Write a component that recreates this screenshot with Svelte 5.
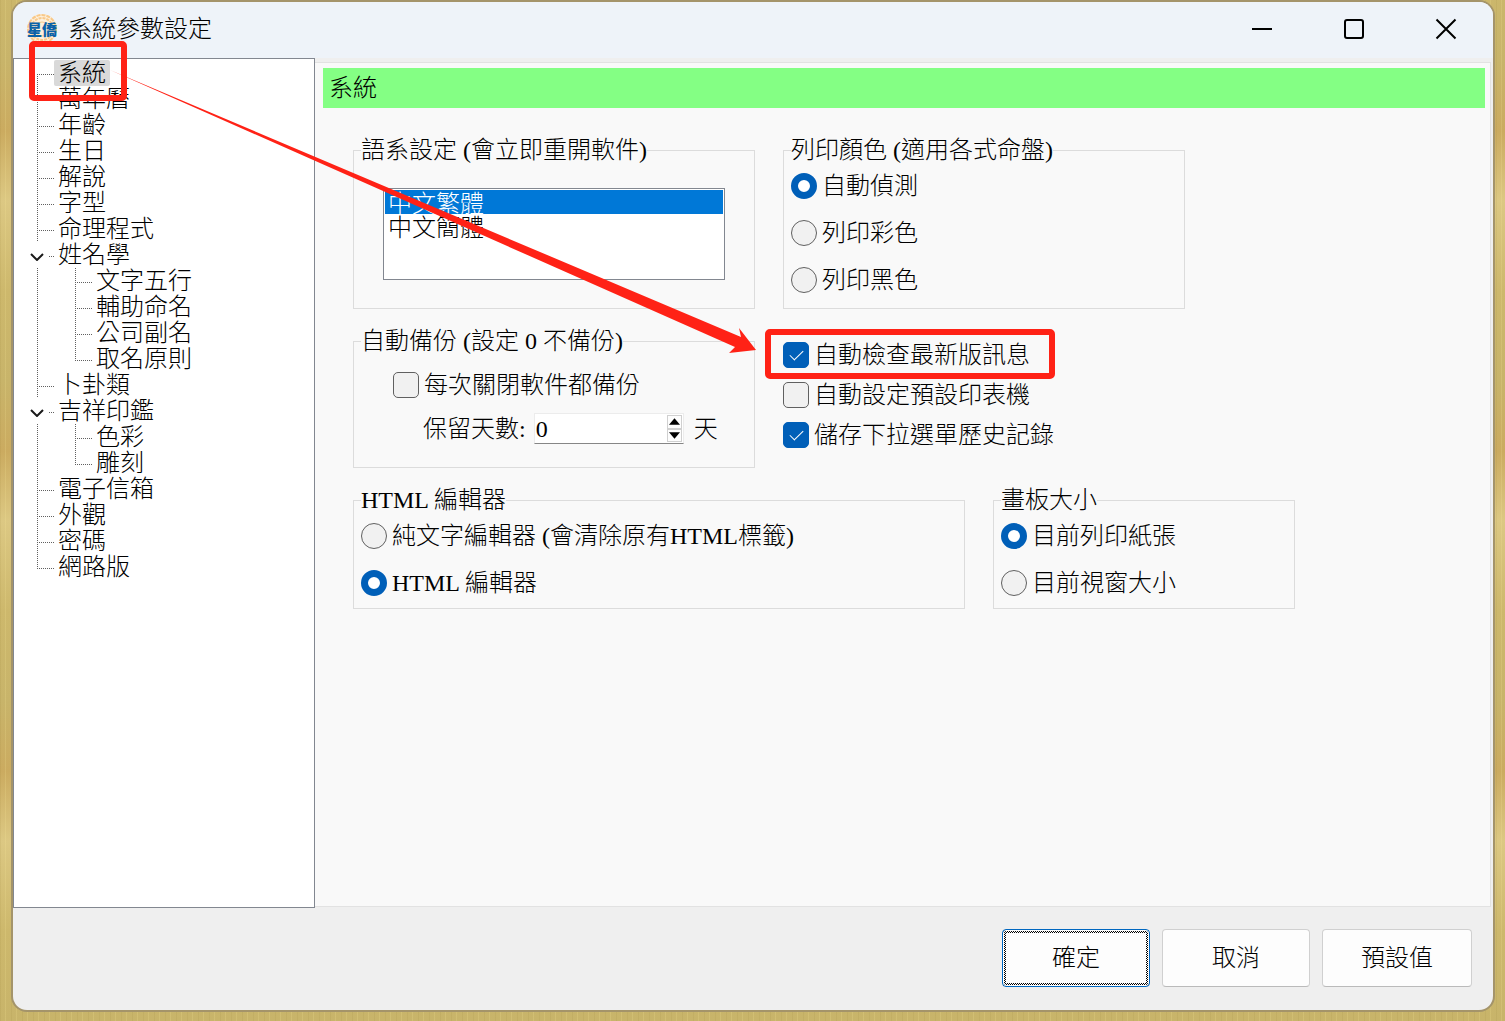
<script>
  let tree = $state([
    { name: '系統' },
    { name: '萬年曆' },
    { name: '年齡' },
    { name: '生日' },
    { name: '解說' },
    { name: '字型' },
    { name: '命理程式' },
    { name: '姓名學', open: true, children: ['文字五行', '輔助命名', '公司副名', '取名原則'] },
    { name: '卜卦類' },
    { name: '吉祥印鑑', open: true, children: ['色彩', '雕刻'] },
    { name: '電子信箱' },
    { name: '外觀' },
    { name: '密碼' },
    { name: '網路版' },
  ]);

  let selected = $state('系統');
  let language = $state('zh-Hant');
  let printColor = $state('auto');
  let editor = $state('html');
  let board = $state('paper');
  let backupOnClose = $state(false);
  let keepDays = $state(0);

  let options = $state([
    { label: '自動檢查最新版訊息', on: true },
    { label: '自動設定預設印表機', on: false },
    { label: '儲存下拉選單歷史記錄', on: true },
  ]);

  const printColors = [
    ['auto', '自動偵測'],
    ['color', '列印彩色'],
    ['black', '列印黑色'],
  ];
  const editors = [
    ['plain', '純文字編輯器 (會清除原有HTML標籤)'],
    ['html', 'HTML 編輯器'],
  ];
  const boards = [
    ['paper', '目前列印紙張'],
    ['window', '目前視窗大小'],
  ];

  function stepDays(delta) {
    keepDays = Math.max(0, (Number(keepDays) || 0) + delta);
  }
</script>

{#snippet treeLabel(name)}
  <button type="button" class="tree-label" class:selected={selected === name}
          onclick={() => (selected = name)}>{name}</button>
{/snippet}

<div class="desktop">
  <main class="window">
    <header class="titlebar">
      <svg class="logo" viewBox="0 0 32 32" aria-hidden="true">
        <circle cx="16" cy="16" r="15" fill="#fdf0dc" />
        <g fill="none" stroke="#f8c98a">
          <circle cx="16" cy="16" r="14" stroke-width="2" stroke-dasharray="4 1" />
          <circle cx="16" cy="16" r="11" stroke-width="2" stroke-dasharray="3 1" />
          <circle cx="16" cy="16" r="7" stroke-width="1" />
        </g>
        <text x="16" y="22" text-anchor="middle">星僑</text>
      </svg>
      <h1>系統參數設定</h1>
      <div class="win-controls">
        <button type="button" aria-label="最小化">
          <svg viewBox="0 0 20 20"><path d="M0 10H20" /></svg>
        </button>
        <button type="button" aria-label="最大化">
          <svg viewBox="0 0 20 20"><rect x="1" y="1" width="18" height="18" rx="2" /></svg>
        </button>
        <button type="button" aria-label="關閉">
          <svg viewBox="0 0 20 20"><path d="M0.500 0.500L19.500 19.500M19.500 0.500L0.500 19.500" /></svg>
        </button>
      </div>
    </header>

    <div class="body">
      <nav class="tree">
        <ul>
          {#each tree as node, i}
            <li>
              <div class="row">
                {#if node.children}
                  <button type="button" class="toggle" aria-label="展開 {node.name}"
                          onclick={() => (node.open = !node.open)}>
                    <svg viewBox="0 0 14 8" class:closed={!node.open}><path d="M1 1L7 7L13 1" /></svg>
                  </button>
                  <span class="stub"></span>
                {:else}
                  <span class="guide" class:first={i === 0} class:last={i === tree.length - 1}></span>
                {/if}
                {@render treeLabel(node.name)}
              </div>
              {#if node.children && node.open}
                <ul>
                  {#each node.children as child, j}
                    <li class="row">
                      <span class="trunk"></span>
                      <span class="guide" class:last={j === node.children.length - 1}></span>
                      {@render treeLabel(child)}
                    </li>
                  {/each}
                </ul>
              {/if}
            </li>
          {/each}
        </ul>
      </nav>

      <section class="panel">
        <h2>{selected}</h2>

        <div class="groups">
          <div class="group-row">
            <fieldset class="medium">
              <legend>語系設定 (會立即重開軟件)</legend>
              <select class="languages" size="3" bind:value={language} aria-label="語系設定">
                <option value="zh-Hant">中文繁體</option>
                <option value="zh-Hans">中文簡體</option>
              </select>
            </fieldset>
            <fieldset class="medium">
              <legend>列印顏色 (適用各式命盤)</legend>
              <div class="choices">
                {#each printColors as [value, label]}
                  <label><input type="radio" name="print" {value} bind:group={printColor} />{label}</label>
                {/each}
              </div>
            </fieldset>
          </div>

          <div class="group-row">
            <fieldset class="medium">
              <legend>自動備份 (設定 0 不備份)</legend>
              <div class="backup">
                <label><input type="checkbox" bind:checked={backupOnClose} />每次關閉軟件都備份</label>
                <div class="days">
                  <label for="keep-days">保留天數:</label>
                  <div class="spin">
                    <input id="keep-days" type="number" min="0" bind:value={keepDays} />
                    <div class="spin-buttons">
                      <button type="button" aria-label="增加" onclick={() => stepDays(1)}>
                        <svg viewBox="0 0 10 6"><path d="M0 6L5 0L10 6Z" /></svg>
                      </button>
                      <button type="button" aria-label="減少" onclick={() => stepDays(-1)}>
                        <svg viewBox="0 0 10 6"><path d="M0 0L5 6L10 0Z" /></svg>
                      </button>
                    </div>
                  </div>
                  <span>天</span>
                </div>
              </div>
            </fieldset>
            <div class="options">
              {#each options as option}
                <label><input type="checkbox" bind:checked={option.on} />{option.label}</label>
              {/each}
            </div>
          </div>

          <div class="group-row">
            <fieldset class="wide">
              <legend>HTML 編輯器</legend>
              <div class="choices">
                {#each editors as [value, label]}
                  <label><input type="radio" name="editor" {value} bind:group={editor} />{label}</label>
                {/each}
              </div>
            </fieldset>
            <fieldset class="narrow">
              <legend>畫板大小</legend>
              <div class="choices">
                {#each boards as [value, label]}
                  <label><input type="radio" name="board" {value} bind:group={board} />{label}</label>
                {/each}
              </div>
            </fieldset>
          </div>
        </div>
      </section>
    </div>

    <footer>
      <button type="button" class="default">確定</button>
      <button type="button">取消</button>
      <button type="button">預設值</button>
    </footer>
  </main>

  <!-- Callout: from the tree item to the update checkbox -->
  <svg class="callout" width="1060" height="385" viewBox="0 0 1060 385" aria-hidden="true">
    <rect x="32" y="44" width="92" height="54" rx="2" />
    <rect x="768" y="332" width="284" height="44" rx="2" />
    <path d="M110 70L741 337L739 328L756 350L729 353L735 347Z" />
  </svg>
</div>

<style>
  :global(body) {
    margin: 0;
    background: #cdb568;
  }

  .desktop {
    position: relative;
    box-sizing: border-box;
    min-height: 100vh;
    padding: 2px 12px 11px 13px;
    display: flex;
    font-family: "Liberation Serif", "Noto Sans CJK TC", sans-serif;
    font-weight: 300;
    font-size: 24px;
    line-height: 26px;
    color: #000;
    background:
      repeating-linear-gradient(90deg, rgba(120, 100, 30, 0.08) 0 1px, transparent 1px 5px, rgba(255, 240, 160, 0.16) 5px 6px, transparent 6px 11px),
      repeating-linear-gradient(0deg, #c8b46a 0, #cdb86c 90px, #dcc883 180px, #cbab60 250px, #c8b46a 320px);
  }

  button,
  input,
  select,
  option {
    font: inherit;
    color: inherit;
  }

  .window {
    flex: 1;
    display: flex;
    flex-direction: column;
    border-radius: 14px;
    background: #efefef;
    box-shadow: 0 0 0 2px #a4946a;
    overflow: hidden;
  }

  /* Title bar */
  .titlebar {
    box-sizing: border-box;
    display: flex;
    align-items: center;
    height: 56px;
    padding: 0 1px 2px 13px;
    background: #eef3f9;
  }
  .logo {
    width: 32px;
    height: 32px;
    margin-right: 10px;
  }
  .logo text {
    font-family: "Noto Sans CJK TC", sans-serif;
    font-size: 15px;
    font-weight: 900;
    fill: #0a62a8;
  }
  h1 {
    margin: 0;
    font-size: 24px;
    font-weight: 300;
    flex: 1;
  }
  .win-controls {
    display: flex;
    align-self: stretch;
  }
  .win-controls button {
    width: 92px;
    padding: 0;
    border: 0;
    background: none;
    display: flex;
    align-items: center;
    justify-content: center;
  }
  .win-controls svg {
    width: 20px;
    height: 20px;
    overflow: visible;
    fill: none;
    stroke: #000;
    stroke-width: 2;
  }

  .body {
    flex: 1;
    display: flex;
  }

  /* Tree */
  .tree {
    box-sizing: border-box;
    width: 302px;
    flex-shrink: 0;
    padding: 1px 0;
    border: 1px solid #828790;
    background: #fff;
  }
  .tree ul {
    margin: 0;
    padding: 0;
    list-style: none;
  }
  .row {
    --dots-v: repeating-linear-gradient(180deg, #606060 0 1px, transparent 1px 2px);
    --dots-h: repeating-linear-gradient(90deg, #606060 0 1px, transparent 1px 2px);
    display: flex;
    height: 26px;
    padding-left: 23px;
  }
  .guide {
    width: 17px;
    background:
      var(--dots-v) 0 0 / 1px 100% no-repeat,
      var(--dots-h) 0 14px / 100% 1px no-repeat;
  }
  .guide.first {
    background:
      var(--dots-v) 0 14px / 1px 12px no-repeat,
      var(--dots-h) 0 14px / 100% 1px no-repeat;
  }
  .guide.last {
    background:
      var(--dots-v) 0 0 / 1px 14px no-repeat,
      var(--dots-h) 0 14px / 100% 1px no-repeat;
  }
  .trunk {
    width: 38px;
    background: var(--dots-v) 0 0 / 1px 100% no-repeat;
  }
  .stub {
    width: 5px;
    background: var(--dots-h) 0 14px / 100% 1px no-repeat;
  }
  .toggle {
    width: 14px;
    margin: 0 5px 0 -7px;
    padding: 3px 0 0;
    border: 0;
    background: none;
    display: flex;
    align-items: center;
  }
  .toggle svg {
    width: 14px;
    height: 8px;
    fill: none;
    stroke: #1a1a1a;
    stroke-width: 2;
  }
  .toggle svg.closed {
    transform: rotate(-90deg);
  }
  .tree-label {
    padding: 1px 4px 0;
    border: 0;
    border-radius: 2px;
    background: none;
    line-height: 25px;
    white-space: nowrap;
  }
  .tree-label.selected {
    background: #d9d9d9;
  }

  /* Settings panel */
  .panel {
    flex: 1;
    margin: 4px 2px 1px 0;
    padding: 5px 5px 5px 8px;
    border: 1px solid #e2e2e2;
    border-left: 0;
    background: #f9f9f9;
  }
  h2 {
    margin: 0;
    padding: 7px 6px;
    font-size: 24px;
    font-weight: 300;
    background: #84ff84;
  }
  .groups {
    display: flex;
    flex-direction: column;
    gap: 16px;
    padding: 26px 30px;
  }
  .group-row {
    display: flex;
    gap: 28px;
  }
  fieldset {
    box-sizing: border-box;
    min-width: 0;
    margin: 0;
    padding: 0 7px;
    border: 1px solid #dcdcdc;
  }
  .narrow {
    flex: 0 1 302px;
  }
  .medium {
    flex: 0 1 402px;
  }
  .wide {
    flex: 0 1 612px;
  }
  legend {
    padding: 0;
    line-height: 32px;
  }
  label {
    display: flex;
    align-items: center;
    gap: 5px;
    white-space: nowrap;
  }
  .choices {
    display: flex;
    flex-direction: column;
    gap: 21px;
    padding: 7px 0 12px;
  }

  input[type="radio"],
  input[type="checkbox"] {
    appearance: none;
    box-sizing: border-box;
    flex-shrink: 0;
    width: 26px;
    height: 26px;
    margin: 0;
    border: 1px solid #606060;
    background: #f1f1f1;
  }
  input[type="radio"] {
    border-radius: 50%;
  }
  input[type="radio"]:checked {
    border: 7px solid #005fb8;
    background: #fff;
  }
  input[type="checkbox"] {
    border-radius: 5px;
    display: grid;
    place-items: center;
  }
  input[type="checkbox"]:checked {
    border-color: #005fb8;
    background: #005fb8;
  }
  input[type="checkbox"]:checked::before {
    content: "";
    width: 13px;
    height: 7px;
    margin-bottom: 4px;
    box-sizing: border-box;
    border: solid #fff;
    border-width: 0 0 1px 1px;
    transform: rotate(-45deg);
  }

  .languages {
    display: block;
    box-sizing: border-box;
    width: calc(100% - 44px);
    height: 92px;
    margin: 22px 22px 28px;
    padding: 1px;
    border: 1px solid #828790;
    border-radius: 0;
    background: #fff;
    overflow: hidden;
    outline: none;
  }
  .languages option {
    display: flex;
    align-items: center;
    box-sizing: border-box;
    height: 24px;
    min-height: 24px;
    padding: 0 3px 2px;
  }
  /* The fill colour keeps the text white while the list has no focus */
  .languages option:checked {
    background: linear-gradient(#0078d7, #0078d7);
    -webkit-text-fill-color: #fff;
  }

  .backup {
    padding: 15px 0 23px 32px;
  }
  .days {
    display: flex;
    align-items: center;
    gap: 8px;
    margin: 15px 0 0 30px;
  }
  .days span {
    padding-left: 2px;
  }
  .spin {
    box-sizing: border-box;
    display: flex;
    width: 150px;
    height: 31px;
    padding: 1px;
    border: 1px solid #ececec;
    border-bottom-color: #868686;
    background: #fff;
  }
  .spin input {
    flex: 1;
    min-width: 0;
    padding: 0;
    border: 0;
    background: none;
    outline: none;
    appearance: textfield;
  }
  .spin input::-webkit-inner-spin-button {
    appearance: none;
    margin: 0;
  }
  .spin-buttons {
    display: flex;
    flex-direction: column;
    width: 15px;
  }
  .spin-buttons button {
    flex: 1;
    display: flex;
    align-items: center;
    justify-content: center;
    padding: 0;
    border: 1px solid #d0d0d0;
    background: #fdfdfd;
  }
  .spin-buttons svg {
    width: 11px;
    height: 7px;
  }

  .options {
    display: flex;
    flex-direction: column;
    gap: 14px;
    padding-top: 17px;
  }

  footer {
    display: flex;
    justify-content: flex-end;
    gap: 12px;
    padding: 21px 21px 23px;
  }
  footer button {
    box-sizing: border-box;
    min-width: 148px;
    height: 58px;
    padding: 0 38px;
    border: 1px solid #d0d0d0;
    border-bottom-color: #bababa;
    border-radius: 4px;
    background: #fdfdfd;
  }
  /* Checkered focus ring just inside the border */
  footer .default {
    border-color: #0067c0;
    background:
      linear-gradient(#fdfdfd, #fdfdfd) center / calc(100% - 6px) calc(100% - 6px) no-repeat,
      repeating-conic-gradient(#000 0 25%, #fdfdfd 0 50%) 0 0 / 2px 2px;
    box-shadow: inset 0 0 0 1px #fdfdfd;
  }

  .callout {
    position: absolute;
    top: 0;
    left: 0;
    pointer-events: none;
  }
  .callout rect {
    fill: none;
    stroke: #ff2216;
    stroke-width: 6;
    stroke-linejoin: round;
  }
  .callout path {
    fill: #ff2216;
  }
</style>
---
▶ Given task
Transcribe the opening line of the listing above, please, and every line after it through the line with "let keepDays = $state(0);", word for word, without pictures.

▶ Answer to the exercise
Write a component that recreates this screenshot with Svelte 5.
<script>
  let tree = $state([
    { name: '系統' },
    { name: '萬年曆' },
    { name: '年齡' },
    { name: '生日' },
    { name: '解說' },
    { name: '字型' },
    { name: '命理程式' },
    { name: '姓名學', open: true, children: ['文字五行', '輔助命名', '公司副名', '取名原則'] },
    { name: '卜卦類' },
    { name: '吉祥印鑑', open: true, children: ['色彩', '雕刻'] },
    { name: '電子信箱' },
    { name: '外觀' },
    { name: '密碼' },
    { name: '網路版' },
  ]);

  let selected = $state('系統');
  let language = $state('zh-Hant');
  let printColor = $state('auto');
  let editor = $state('html');
  let board = $state('paper');
  let backupOnClose = $state(false);
  let keepDays = $state(0);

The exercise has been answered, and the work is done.